Behind the scenes, the ApproxContains function does use snapping with the given tolerance, if that is what you mean? Maybe, if this option is more exposed in higher-level APIs, that could be used? But in general, I agree that its probably easiest to just document this example and make the user aware.

Did you also test this example in BigQuery? (wondering if it can handle this case better ..)

I did, BigQuery does in fact handle this case properly, although I only tested this with one polygon and ST_Covers. But happy to re-test some more cases.

For testing, we can use an example case where there is a shared boundary, but only fully shared edges (so there is never a vertex that falls somewhere in the middle of the edge of the other).

Sounds good to me, I will push the changes

JoelJaeschke commented 3 weeks ago

I implemented all the feedback from above and documented the behavior in the tests a bit. If there is anything you would like me to change, let me know.

After thinking about this more, there is probably one way how this could work properly. Given two MutableS2ShapeIndex instances a and b, we would have to build the intersection of the two and then test the result for equality against b. If this is true, it should mean that b is fully covered by a.

I gave implementing this a go, but I struggle with how to make it work when just given two MutableS2ShapeIndex instances. Maybe someone who has more experience with s2geometry can take a stab at this.

JoelJaeschke commented 2 weeks ago

Hey @jorisvandenbossche, thanks a lot for all your feedback so far! Is there anything missing that I should add and/or change here?

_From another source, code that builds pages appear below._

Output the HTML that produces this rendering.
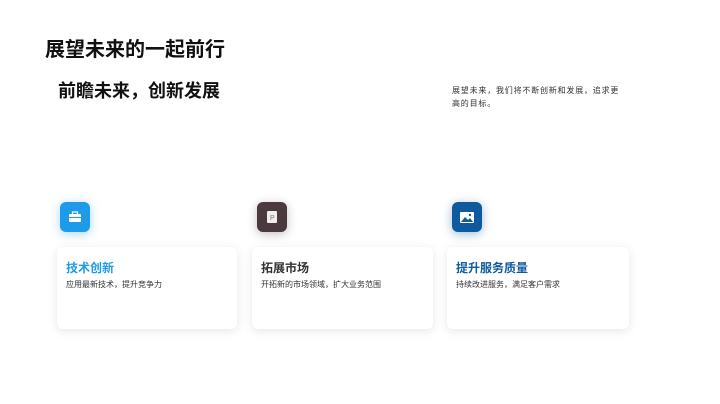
<!DOCTYPE html>
<html><head><meta charset="utf-8"><style>
body{margin:0;width:720px;height:404px;background:#fff;font-family:"Liberation Sans","Noto Sans CJK SC",sans-serif;position:relative;overflow:hidden;color:#222}
.a{position:absolute;white-space:nowrap}
.ic{position:absolute;width:30px;height:30px;border-radius:6px;display:flex;align-items:center;justify-content:center}
.card{position:absolute;top:247px;height:82px;background:#fff;border-radius:6px;box-shadow:0 2px 10px rgba(0,0,0,0.10)}
.card h3{margin:0;position:absolute;left:9px;top:12px;font-size:12px;font-weight:bold}
.card p{margin:0;position:absolute;left:9px;top:32px;font-size:8px;color:#333}
</style></head><body>
<div class="a" style="left:45px;top:33px;font-size:20px;font-weight:bold;color:#111">展望未来的一起前行</div>
<div class="a" style="left:58px;top:77px;font-size:18px;font-weight:bold;color:#111">前瞻未来，创新发展</div>
<div class="a" style="left:452px;top:84px;font-size:8px;line-height:13px;color:#333;letter-spacing:0.8px">展望未来，我们将不断创新和发展，追求更<br>高的目标。</div>

<div class="ic" style="left:60px;top:202px;background:#1e9be8;box-shadow:0 2px 10px rgba(30,155,232,0.4)">
<svg width="14" height="12" viewBox="0 0 14 12"><rect x="1" y="3" width="12" height="8" rx="1" fill="#fff"/><rect x="4.5" y="1" width="5" height="3" fill="none" stroke="#fff" stroke-width="1.2"/><rect x="1" y="6" width="12" height="1" fill="#1e9be8"/></svg></div>
<div class="ic" style="left:257px;top:202px;background:#4a3a3e;box-shadow:0 2px 10px rgba(0,0,0,0.25)">
<svg width="10" height="12" viewBox="0 0 10 12"><rect x="0" y="0" width="10" height="12" rx="1" fill="#eee"/><text x="3" y="9" font-size="7" fill="#777" font-family="Liberation Sans">P</text></svg></div>
<div class="ic" style="left:452px;top:202px;background:#0f5a9e;box-shadow:0 2px 10px rgba(15,90,158,0.4)">
<svg width="14" height="11" viewBox="0 0 14 11"><rect x="0" y="0" width="14" height="11" rx="1" fill="#fff"/><path d="M1 10 L5 5 L8 8 L10 6 L13 10Z" fill="#0f5a9e"/><circle cx="10" cy="3" r="1.2" fill="#0f5a9e"/></svg></div>

<div class="card" style="left:57px;width:180px"><h3 style="color:#1e9be8">技术创新</h3><p>应用最新技术，提升竞争力</p></div>
<div class="card" style="left:252px;width:181px"><h3 style="color:#333">拓展市场</h3><p>开拓新的市场领域，扩大业务范围</p></div>
<div class="card" style="left:447px;width:182px"><h3 style="color:#0f5a9e">提升服务质量</h3><p>持续改进服务，满足客户需求</p></div>
</body></html>
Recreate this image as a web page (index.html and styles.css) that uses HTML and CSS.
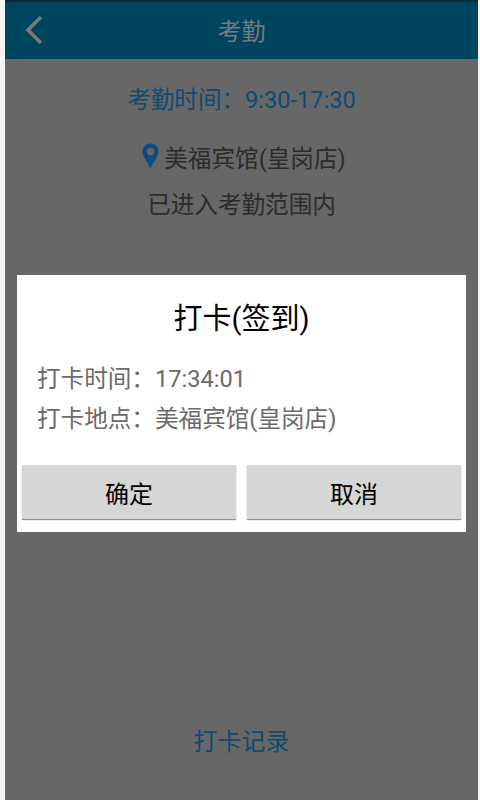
FILE: index.html
```html
<!DOCTYPE html>
<html lang="zh-CN">
<head>
    <meta charset="UTF-8">
    <meta name="viewport" content="width=device-width, initial-scale=1.0">
    <title>考勤</title>
    <link rel="stylesheet" href="styles.css">
</head>
<body>
    <div class="screen">
        <div class="status-line"></div>
        <header class="top-bar">
            <svg class="back-icon" width="20" height="32" viewBox="0 0 20 32">
                <path d="M17 3 L4 16 L17 29" fill="none" stroke="#77797b" stroke-width="3.6"/>
            </svg>
            <h1>考勤</h1>
        </header>
        <main class="content">
            <p class="work-time">考勤时间：9:30-17:30</p>
            <p class="place">
                <svg class="pin-icon" width="17" height="26" viewBox="0 0 17 26">
                    <path fill-rule="evenodd" fill="#0f4a80" d="M8.5 0.5 C3.9 0.5 0.5 4 0.5 8.5 C0.5 13.5 5.5 19 8.5 25.5 C11.5 19 16.5 13.5 16.5 8.5 C16.5 4 13.1 0.5 8.5 0.5 Z M8.5 4.8 A3.8 3.8 0 1 1 8.49 4.8 Z"/>
                </svg>
                美福宾馆(皇岗店)
            </p>
            <p class="range">已进入考勤范围内</p>
            <a class="records">打卡记录</a>
        </main>

        <!-- 打卡弹窗 -->
        <div class="dialog">
            <h2>打卡(签到)</h2>
            <div class="dialog-info">
                <p>打卡时间：17:34:01</p>
                <p>打卡地点：美福宾馆(皇岗店)</p>
            </div>
            <div class="dialog-buttons">
                <button class="btn">确定</button>
                <button class="btn">取消</button>
            </div>
        </div>
    </div>
</body>
</html>
```

FILE: styles.css
```css
body {
    margin: 0;
    padding: 0 2px 0 5px;
    background-color: #f5f5f5;
    font-family: Roboto, "Noto Sans CJK SC", sans-serif;
    overflow: hidden;
}

p, h1, h2 {
    margin: 0;
    font-weight: normal;
}

.screen {
    position: relative;
    height: 800px;
    display: flex;
    flex-direction: column;
    background-color: #676767;
}

.status-line {
    height: 2px;
    background-color: #0a2a36;
}

.top-bar {
    height: 57px;
    padding-bottom: 2px;
    box-sizing: border-box;
    display: flex;
    align-items: center;
    justify-content: center;
    position: relative;
    background-color: #00455f;
}

.top-bar h1 {
    font-size: 24px;
    color: #767a7c;
}

.back-icon {
    position: absolute;
    left: 19px;
    top: 12px;
}

.content {
    flex: 1;
    display: flex;
    flex-direction: column;
    align-items: center;
    font-size: 23.6px;
    color: #2b2b2b;
}

.work-time {
    margin-top: 23px;
    line-height: 36px;
    color: #0f4a72;
}

.place {
    margin-top: 23px;
    padding-left: 5px;
    line-height: 36px;
    display: flex;
    align-items: center;
    gap: 5px;
}

.pin-icon {
    margin-top: -6px;
}

.range {
    margin-top: 10px;
    line-height: 36px;
}

.records {
    margin-top: auto;
    margin-bottom: 40px;
    line-height: 36px;
    font-size: 24px;
    color: #0f4a72;
}

.dialog {
    position: absolute;
    left: 12px;
    right: 12px;
    top: 275px;
    height: 257px;
    box-sizing: border-box;
    padding: 0 5px;
    display: flex;
    flex-direction: column;
    background-color: #fff;
}

.dialog h2 {
    margin-top: 22px;
    line-height: 44px;
    font-size: 29px;
    color: #000;
    text-align: center;
}

.dialog-info {
    margin-top: 18px;
    padding-left: 15px;
    font-size: 23.6px;
    color: #6a6a6a;
}

.dialog-info p {
    line-height: 40px;
}

.dialog-buttons {
    margin-top: 26px;
    display: flex;
    gap: 11px;
}

.btn {
    flex: 1;
    height: 54px;
    padding: 0;
    border: none;
    background-color: #d6d6d6;
    box-shadow: 0 1px 1px #8f8f8f;
    font-family: inherit;
    font-size: 24px;
    color: #000;
}
```
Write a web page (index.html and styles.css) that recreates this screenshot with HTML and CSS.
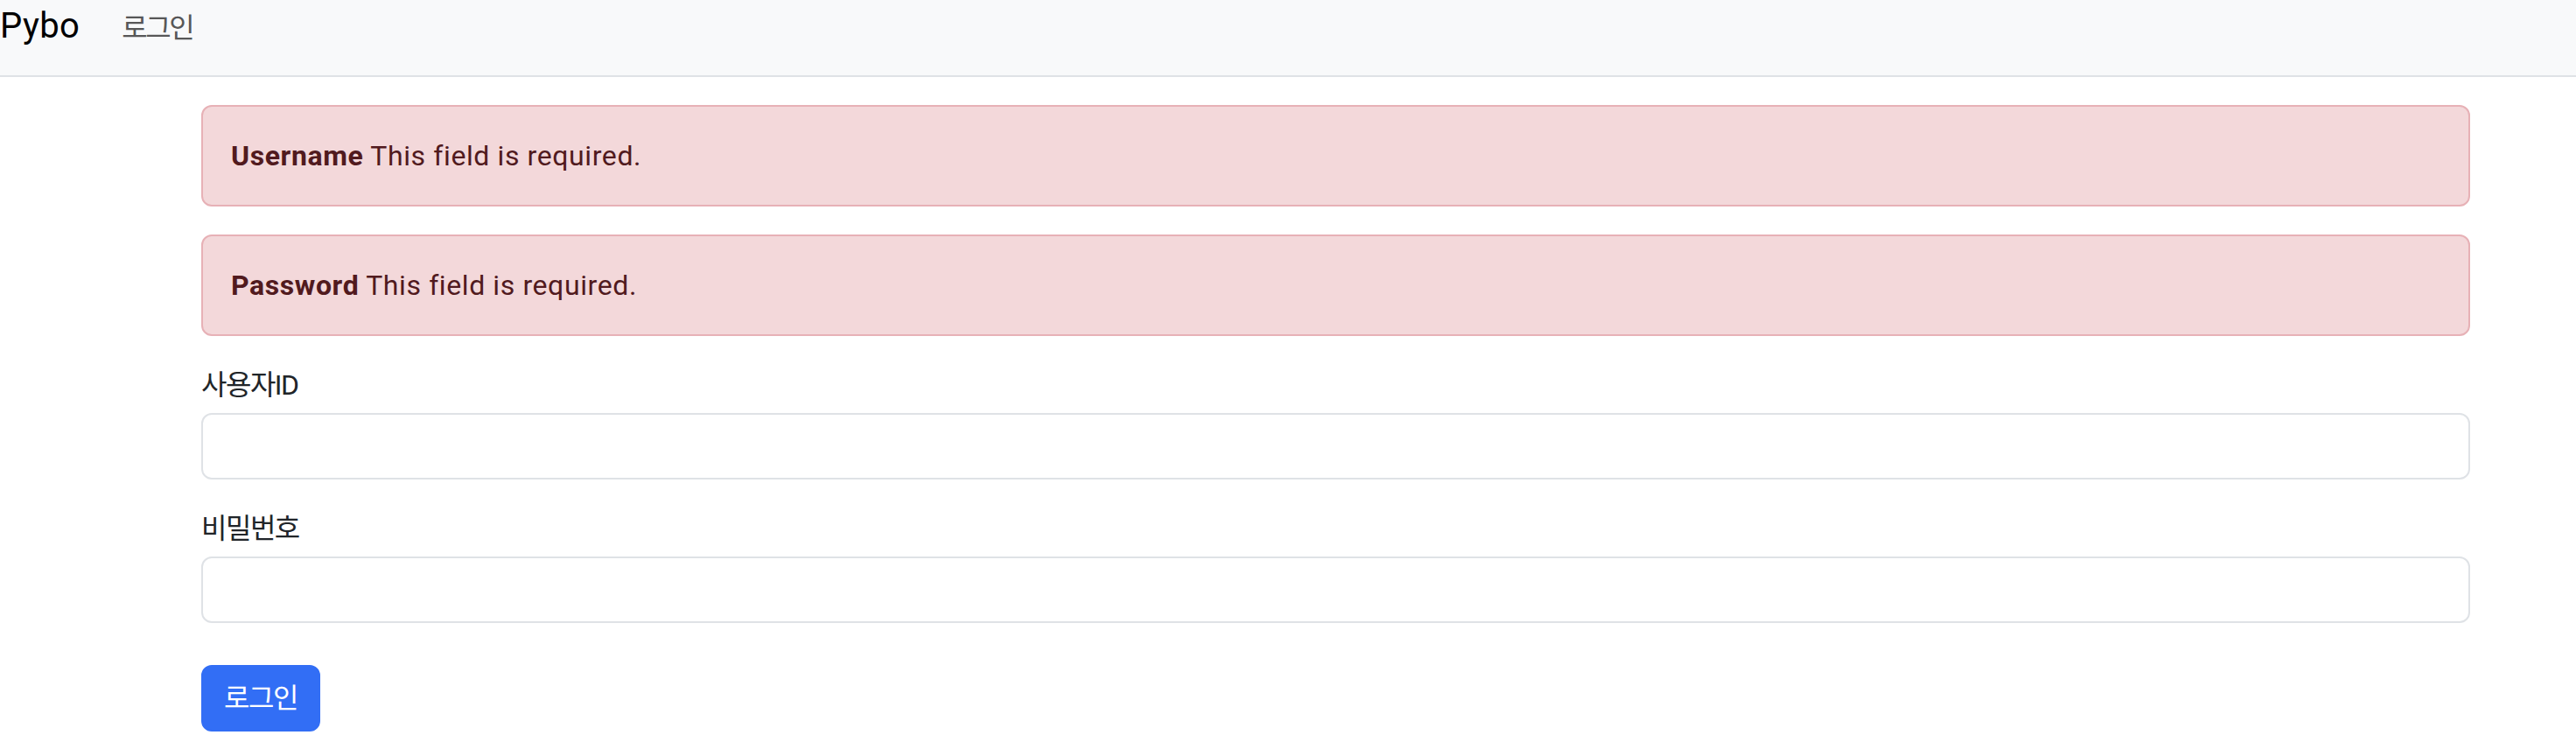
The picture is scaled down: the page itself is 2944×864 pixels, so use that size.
FILE: index.html
```html
<!DOCTYPE html>
<html lang="ko">
<head>
<meta charset="utf-8">
<title>Pybo</title>
<link rel="stylesheet" href="styles.css">
</head>
<body>
<nav class="navbar">
  <a class="brand" href="#">Pybo</a>
  <a class="nav-link ko" href="#">로그인</a>
</nav>
<main class="container">
  <div class="alert"><strong>Username</strong> This field is required.</div>
  <div class="alert"><strong>Password</strong> This field is required.</div>
  <form class="login-form">
    <div class="group">
      <label class="label ko" for="username">사용자ID</label>
      <input class="input" type="text" id="username">
    </div>
    <div class="group">
      <label class="label ko" for="password">비밀번호</label>
      <input class="input" type="password" id="password">
    </div>
    <button class="btn ko" type="submit">로그인</button>
  </form>
</main>
</body>
</html>
```
FILE: styles.css
```css
* { box-sizing: border-box; }
html, body { margin: 0; padding: 0; background: #ffffff; }
body {
  font-family: Roboto, "Noto Sans CJK KR", sans-serif;
  font-size: 32px;
  line-height: 48px;
  color: #212529;
}
.ko { letter-spacing: -1.5px; }
.navbar {
  display: flex;
  align-items: baseline;
  height: 88px;
  background: #f8f9fa;
  border-bottom: 2px solid #dfe2e6;
}
.brand {
  font-size: 40px;
  line-height: 60px;
  color: #000000;
  text-decoration: none;
  margin-right: 32px;
  letter-spacing: 0.4px;
}
.nav-link {
  font-size: 32px;
  line-height: 48px;
  color: #575757;
  text-decoration: none;
  padding: 0 16px;
  letter-spacing: -2.5px;
}
.container {
  width: 2593px;
  margin: 32px 0 0 230px;
}
.alert {
  background: #f3d8da;
  border: 2px solid #e7b1b6;
  border-radius: 12px;
  padding: 32px;
  margin-bottom: 32px;
  color: #511a1e;
  letter-spacing: 0.6px;
}
.alert strong { font-weight: 700; }
.group { margin-bottom: 32px; }
.label {
  display: block;
  margin-bottom: 8px;
}
.input {
  display: block;
  width: 100%;
  height: 76px;
  border: 2px solid #dfe2e6;
  border-radius: 12px;
  background: #ffffff;
  font: inherit;
  padding: 12px 24px;
}
.btn {
  display: inline-block;
  margin-top: 16px;
  height: 76px;
  padding: 12px 24px;
  border: 2px solid #326ef5;
  border-radius: 12px;
  background: #326ef5;
  color: #ffffff;
  font-family: Roboto, "Noto Sans CJK KR", sans-serif;
  font-size: 32px;
  line-height: 48px;
}
```
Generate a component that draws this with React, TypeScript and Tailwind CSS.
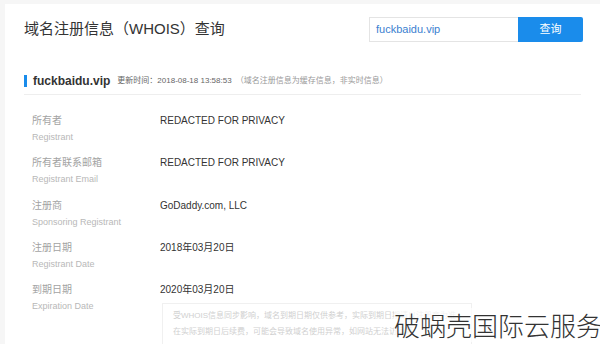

jorisvandenbossche commented 1 week ago

To follow-up a bit more on those tricky corner case issues.

After thinking about this more, there is probably one way how this could work properly. Given two MutableS2ShapeIndex instances a and b, we would have to build the intersection of the two and then test the result for equality against b. If this is true, it should mean that b is fully covered by a.

Essentially, that is already how the predicates work in s2geometry (i.e. calculate the intersection or difference or .., and then assert something about the result). For example for the case of contains(a, b), it checks that the difference of b with a is empty:

  // Convenience method that returns true if A intersects B.
  static bool Intersects(const S2ShapeIndex& a, const S2ShapeIndex& b,
                         const Options& options = Options()) {
    return !IsEmpty(OpType::INTERSECTION, b, a, options);
  }

  // Convenience method that returns true if A contains B, i.e., if the
  // difference (B - A) is empty.
  static bool Contains(const S2ShapeIndex& a, const S2ShapeIndex& b,
                       const Options& options = Options()) {
    return IsEmpty(OpType::DIFFERENCE, b, a, options);
  }

(https://github.com/google/s2geometry/blob/0fb1b8a1474f3137c8b44a7861e31f8efd1370e2/src/s2/s2boolean_operation.h#L505-L516)

But that means we could indeed also tweak the exact check that happens, and do something custom (like you suggest).

As a first step, instead of changing the exact check (like using equals(intersection(a, b), b) instead of isempty(difference(b, a))), we also already have the ability to tweak the options for the boolean operation (the intersection or difference). We still need a way to specify that from Python (opened https://github.com/benbovy/spherely/issues/70 about that), but exploring the possibilities with this in R using the example from above:

> parent_poly <- s2_make_polygon(c(-118, -118, 34, 34), c(60, 23, 23, 60))
> shared_bound_poly <- s2_make_polygon(c(-118, -118, 34, 34), c(40, 23, 23, 40))
# covers gives False, while it is expected to be True
> s2_covers(parent_poly, shared_bound_poly)
[1] FALSE

# what is checked under the hood is whether the difference is empty
# but with the default options, for this specific case the difference is a line
> s2_difference(shared_bound_poly, parent_poly)
<geodesic s2_geography[1] with CRS=OGC:CRS84>
[1] LINESTRING (-118 40, -118 23, -118 40)
# and thus not empty
> s2_is_empty(s2_difference(shared_bound_poly, parent_poly))
[1] FALSE

# if we specify we only want to consider the polygonal output, the result becomes empty
> s2_difference(shared_bound_poly, parent_poly, options=s2_options(dimensions=c("polygon")))
<geodesic s2_geography[1] with CRS=OGC:CRS84>
[1] POLYGON EMPTY
> s2_is_empty(s2_difference(shared_bound_poly, parent_poly, options=s2_options(dimensions=c("polygon"))))
[1] TRUE

Now, I am not entirely sure whether it is then correct for other corner cases to only consider the polygonal difference/intersection in case both inputs are polygons for the contains and covers operations, but so that could be something to explore further.

jorisvandenbossche commented 1 week ago

Given that this is something that ideally should be solved in the s2geography layer (since this also affects R), I opened an issue over there to describe this specific case -> https://github.com/paleolimbot/s2geography/issues/44

So let's continue the discussion there.